Unmaps an attached device address space from an userspace address.

InvalidateProcessDataCache

Argument64 Argument32 Type Name
(In) W0 R0 Handle<Process> ProcessHandle
(In) X1 R2, R3 u64 Address
(In) X2 R1, R4 u64 Size
(Out) W0 R0 #Result Result

StoreProcessDataCache

Argument64 Argument32 Type Name
(In) W0 R0 Handle<Process> ProcessHandle
(In) X1 R2, R3 u64 Address
(In) X2 R1, R4 u64 Size
(Out) W0 R0 #Result Result

FlushProcessDataCache

Argument64 Argument32 Type Name
(In) W0 R0 Handle<Process> ProcessHandle
(In) X1 R2, R3 u64 Address
(In) X2 R1, R4 u64 Size
(Out) W0 R0 #Result Result

DebugActiveProcess

Argument64 Argument32 Type Name
(In) X1 R2, R3 u64 ProcessId
(Out) W0 R0 #Result Result
(Out) W1 R1 Handle<Debug> DebugHandle

BreakDebugProcess

Argument Type Name
(In) W0 Handle<Debug> DebugHandle
(Out) W0 #Result Result

TerminateDebugProcess

Argument Type Name
(In) W0 Handle<Debug> DebugHandle
(Out) W0 #Result Result

GetDebugEvent

Argument Type Name
(In) X0 #DebugEventInfo* DebugEvents
(In) W1 Handle<Debug> DebugHandle
(Out) W0 #Result Result

ContinueDebugEvent

Argument64 Argument32 Type Name
(In) W0 R0 Handle<Debug> DebugHandle
(In) W1 R1 #ContinueDebugFlags ([1.0.0-2.3.0] #ContinueDebugFlagsOld) DebugFlags
(In) X2 R2 ([1.0.0-2.3.0] R2, R3) u64* ([1.0.0-2.3.0] u64) ThreadIdList ([1.0.0-2.3.0] ThreadId)
(In) X3 R3 size_t [3.0.0+] NumTids
(Out) W0 R0 #Result Result

Maximum NumTids is 64. 0 means "all threads".

Result codes

0x0: Success. The process has been resumed.

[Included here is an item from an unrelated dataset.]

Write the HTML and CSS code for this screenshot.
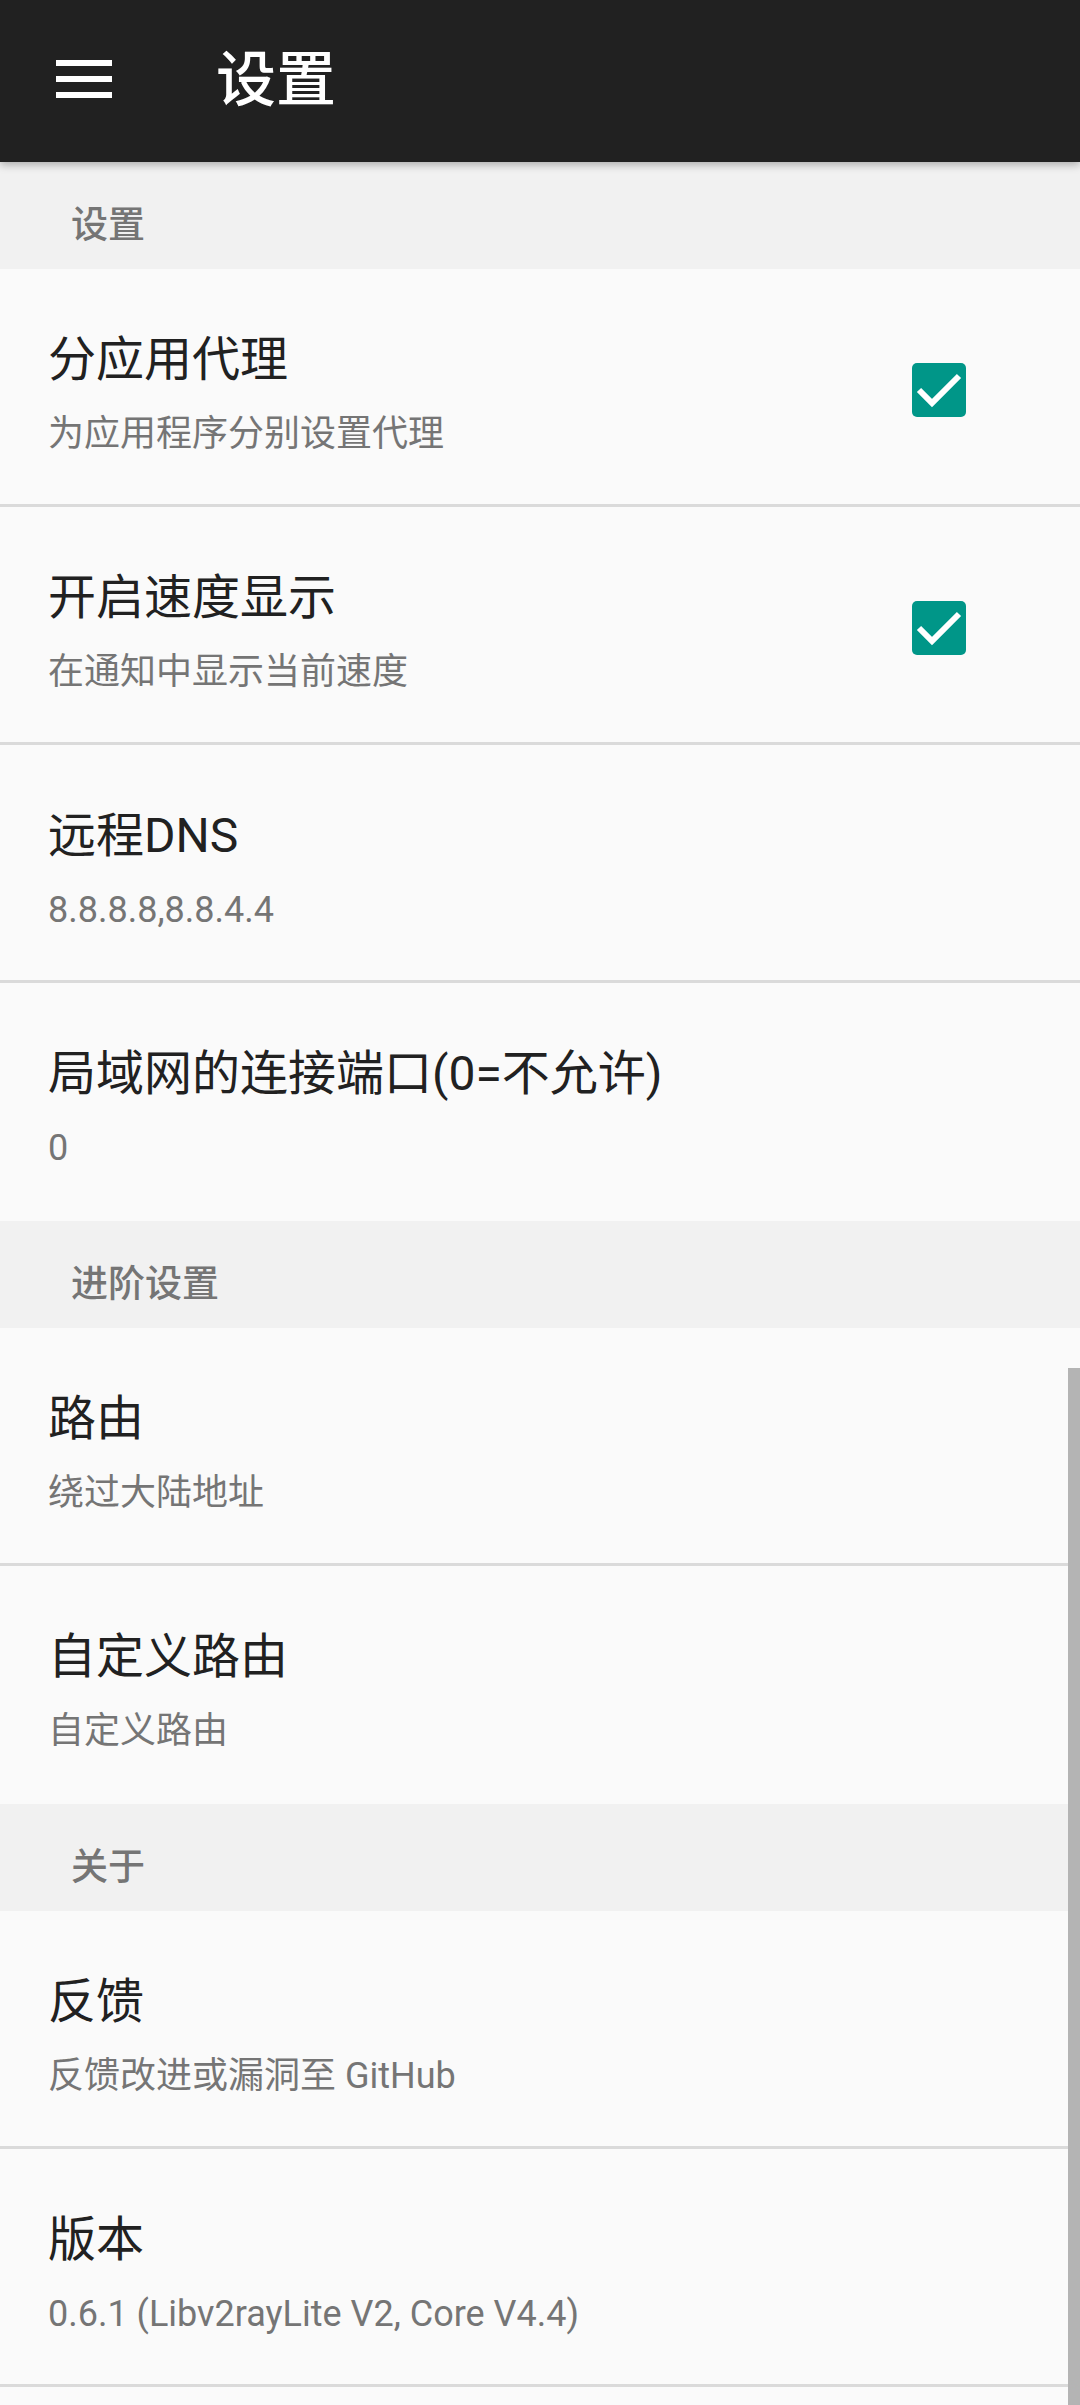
FILE: index.html
```html
<!DOCTYPE html>
<html>
<head>
  <meta charset="utf-8">
  <title>设置</title>
  <link rel="stylesheet" href="styles.css">
</head>
<body>
  <header class="toolbar">
    <svg class="menu-icon" viewBox="0 0 56 38" width="56" height="38">
      <rect x="0" y="0" width="56" height="6" fill="#fff"/>
      <rect x="0" y="16" width="56" height="6" fill="#fff"/>
      <rect x="0" y="32" width="56" height="6" fill="#fff"/>
    </svg>
    <h1 class="toolbar-title">设置</h1>
  </header>

  <main class="prefs">
    <div class="category">设置</div>

    <div class="row">
      <div class="row-text">
        <div class="row-title">分应用代理</div>
        <div class="row-summary">为应用程序分别设置代理</div>
      </div>
      <!-- checked box -->
      <svg class="check" viewBox="0 0 54 54" width="54" height="54">
        <rect x="0" y="0" width="54" height="54" rx="5" fill="#009688"/>
        <path d="M7 27 L20 40 L47 13" fill="none" stroke="#fff" stroke-width="6"/>
      </svg>
    </div>

    <div class="row">
      <div class="row-text">
        <div class="row-title">开启速度显示</div>
        <div class="row-summary">在通知中显示当前速度</div>
      </div>
      <svg class="check" viewBox="0 0 54 54" width="54" height="54">
        <rect x="0" y="0" width="54" height="54" rx="5" fill="#009688"/>
        <path d="M7 27 L20 40 L47 13" fill="none" stroke="#fff" stroke-width="6"/>
      </svg>
    </div>

    <div class="row">
      <div class="row-text">
        <div class="row-title">远程DNS</div>
        <div class="row-summary">8.8.8.8,8.8.4.4</div>
      </div>
    </div>

    <div class="row last">
      <div class="row-text">
        <div class="row-title">局域网的连接端口(0=不允许)</div>
        <div class="row-summary">0</div>
      </div>
    </div>

    <div class="category">进阶设置</div>

    <div class="row">
      <div class="row-text">
        <div class="row-title">路由</div>
        <div class="row-summary">绕过大陆地址</div>
      </div>
    </div>

    <div class="row last">
      <div class="row-text">
        <div class="row-title">自定义路由</div>
        <div class="row-summary">自定义路由</div>
      </div>
    </div>

    <div class="category">关于</div>

    <div class="row">
      <div class="row-text">
        <div class="row-title">反馈</div>
        <div class="row-summary">反馈改进或漏洞至 GitHub</div>
      </div>
    </div>

    <div class="row">
      <div class="row-text">
        <div class="row-title">版本</div>
        <div class="row-summary">0.6.1 (Libv2rayLite V2, Core V4.4)</div>
      </div>
    </div>
  </main>

  <div class="scrollbar"></div>
</body>
</html>
```

FILE: styles.css
```css
html, body {
  margin: 0;
  height: 2405px;
  overflow: hidden;
}
body {
  background: #fafafa;
  font-family: Roboto, "Noto Sans CJK SC", sans-serif;
  position: relative;
}
.toolbar {
  position: relative;
  z-index: 2;
  height: 162px;
  background: #212121;
  display: flex;
  align-items: center;
  box-shadow: 0 3px 8px rgba(0, 0, 0, 0.28);
}
.menu-icon {
  margin-left: 56px;
  margin-top: -4px;
}
.toolbar-title {
  margin: 0 0 0 104px;
  color: #fff;
  font-size: 60px;
  font-weight: 500;
  line-height: 80px;
}
.category {
  height: 107px;
  box-sizing: border-box;
  padding: 39px 0 0 71px;
  background: #f1f1f1;
  color: #757575;
  font-size: 37px;
  font-weight: 500;
  line-height: 50px;
}
.row {
  height: 238px;
  box-sizing: border-box;
  border-bottom: 3px solid #dadada;
  display: flex;
  align-items: flex-start;
  padding: 0 114px 0 48px;
}
.row.last {
  border-bottom-color: transparent;
}
.row-text {
  flex: 1;
  padding-top: 59px;
}
.row-title {
  color: #212121;
  font-size: 48px;
  line-height: 64px;
}
.row-summary {
  margin-top: 18px;
  color: #757575;
  font-size: 36px;
  line-height: 48px;
}
.check {
  margin-top: 94px;
}
.scrollbar {
  position: absolute;
  right: 0;
  top: 1368px;
  bottom: 0;
  width: 12px;
  background: #b4b4b4;
}
```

0xe401: Invalid debug handle.

0xf401: Process has debug events queued or is already running.

GetProcessList

Argument64 Argument32 Type Name
(In) X1 R1 u64* ProcessIdBuffer
(In) W2 R2 size_t ProcessIdBufferSize
(Out) X0 R0 #Result Result
(Out) W1 R1 size_t NumProcesses

Fills the provided array with the pids of currently living processes. A process "lives" so long as it is currently running or a handle to it still exists.

It returns the total number of processes currently alive. If this number is bigger than the size of PidBuffer, the user won't have all the pids.

Result codes

0x0: Success.

0xd401: The provided buffer is outside the process address space.

0xe601: copyToUser failed. The provided buffer is not user-accessible.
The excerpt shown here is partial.